Причем историческое родство, родное пространство предполагают не только взгляд вдаль и взгляд вглубь. Точка в пространстве не менее существенна, нежели бескрайние расстояния отечества. Выбор таких точек для писателя бывает порой неожидан, — но Горышин такие укромные точки умел отыскивать и последнюю нашел — совсем близко.
Свою итоговую (посмертную), — по-моему, лучшую книгу, — с максимальным, по его признанию, авторским самовыражением, Горышин называл “романом с местностью” и в заявке предполагаемому издательству сообщал: “Повествование ведется день за днем, в течение десяти лет, изображение приурочено к определенному месту: деревне Нюрговичи, Тихвинского района, Ленинградской области, на Вепсовской возвышенности, на берегу Капшозера, протянувшегося в расселине меж мореных гряд на 15 км. Местность — с сильновыраженным характером в смысле ландшафта, климата, местного, изначально вепского бытования, поверий, вплоть до нечистой силы — тоже с местным выражением на лице. Роман автора с данной местностью отличается пылкостью, страстями, восторгами — и жестокими утратами и тоской”.

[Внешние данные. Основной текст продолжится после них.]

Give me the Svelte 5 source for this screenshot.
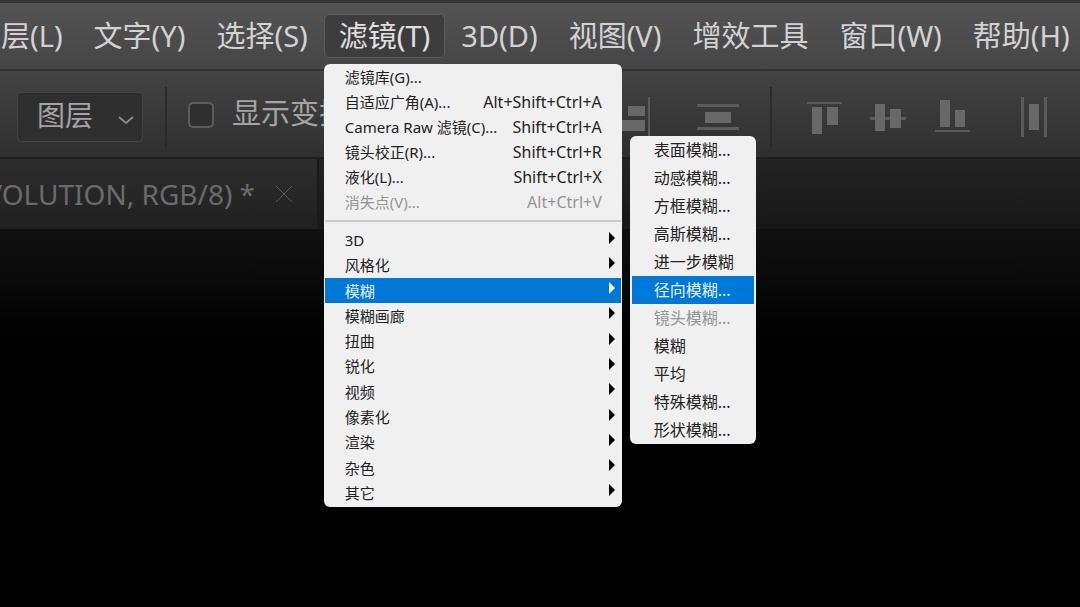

Однако, волею судьбы, родное пространство, державшее писателя на плаву, в роковой срок, едва ли не в одночасье, стало рассыпаться, рушиться, с очевидностью демонстрируя иллюзию государственного единства. Когда страна, в которую Глеб Горышин беззаветно верил, была поругана — самими соотечественниками! — ему стало нечем дышать, и жизненная драма (в силу разных причин, но эта, может быть, главная) завершилась катастрофой…
И вот о чем хочется вспомнить: столь же преданно, как свою страну, Глеб Горышин любил литературу — еще одно “родное пространство”. Если угодно — всю литературу. Любую — и классику, и сочинения неопытного неофита. В книге “Жребий” (1987) рассказывая о М. Л. Слонимском, о его “особенной, бескорыстной, свободной от пристрастий, поражающей своим постоянством” любви к литературе, Горышин заметил: “Писателей можно поделить на две категории: одни любят в литературе свою, пусть малую долю участия, свои сочинения, то есть самих себя, а после уже все другое. Это бывало свойственно и большим талантам, и средним, и вовсе крохотным. Другие — и это особенный дар — любят литературу прежде самих себя в ней и служат общелитературному делу, радуются биению чужого таланта, как собственной удаче; если надо, пестуют его; горюю, когда талант изменяет себе, начинает петлять ради выгод, ступает на протоптанный до него путь…”
Не академический интерес к словесности, не умозрительные разглагольствования, а живое участие в созидании литературы — вот что отличало Горышина, и он ничуть не лукавил, признаваясь в эссе “Чужие рукописи”, что судьба этих рукописей и их авторов всегда волновала его не меньше, чем собственные книги. Таково было его кредо: он любит литературу “прежде самого себя в ней”.